Conditions that maximize the integrity of data measurement include:

  • Use a billable service (a service created at either the Basic or a Standard tier). The free service is shared by multiple subscribers, which introduces a certain amount of volatility as loads shift.

  • Use a single replica and partition, if possible, to create a contained and isolated environment. If you use multiple replicas, query metrics are averaged across multiple nodes, which can lower the precision of results. Similarly, multiple partitions mean that data is divided, with the potential that some partitions might have different data if indexing is also underway. When you tune query performance, a single node and partition gives a more stable environment for testing.

Tip

With additional client-side code and Application Insights, you can also capture clickthrough data for deeper insight into what attracts the interest of your application users. For more information, see Search traffic analytics.

Query volume (QPS)

Volume is measured as Search Queries Per Second (QPS), a built-in metric that can be reported as an average, count, minimum, or maximum values of queries that execute within a one-minute window.

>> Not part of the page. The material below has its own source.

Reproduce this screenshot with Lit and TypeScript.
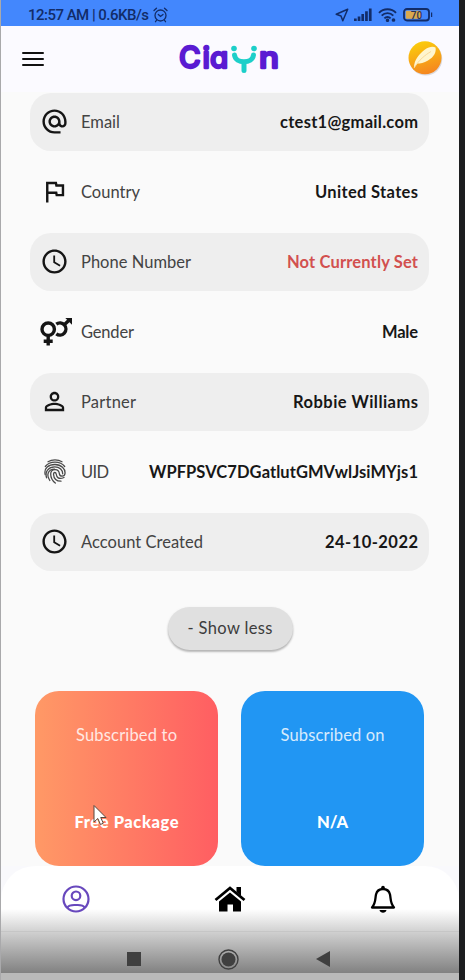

One-minute intervals (TimeGrain = "PT1M") for metrics is fixed within the system.

It's common for queries to execute in milliseconds, so only queries that measure as seconds appear in metrics.

Aggregation Type Description
Average The average number of seconds within a minute during which query execution occurred.
Count The number of metrics emitted to the log within the one-minute interval.
Maximum The highest number of search queries per second registered during a minute.
Minimum The lowest number of search queries per second registered during a minute.
Sum The sum of all queries executed within the minute.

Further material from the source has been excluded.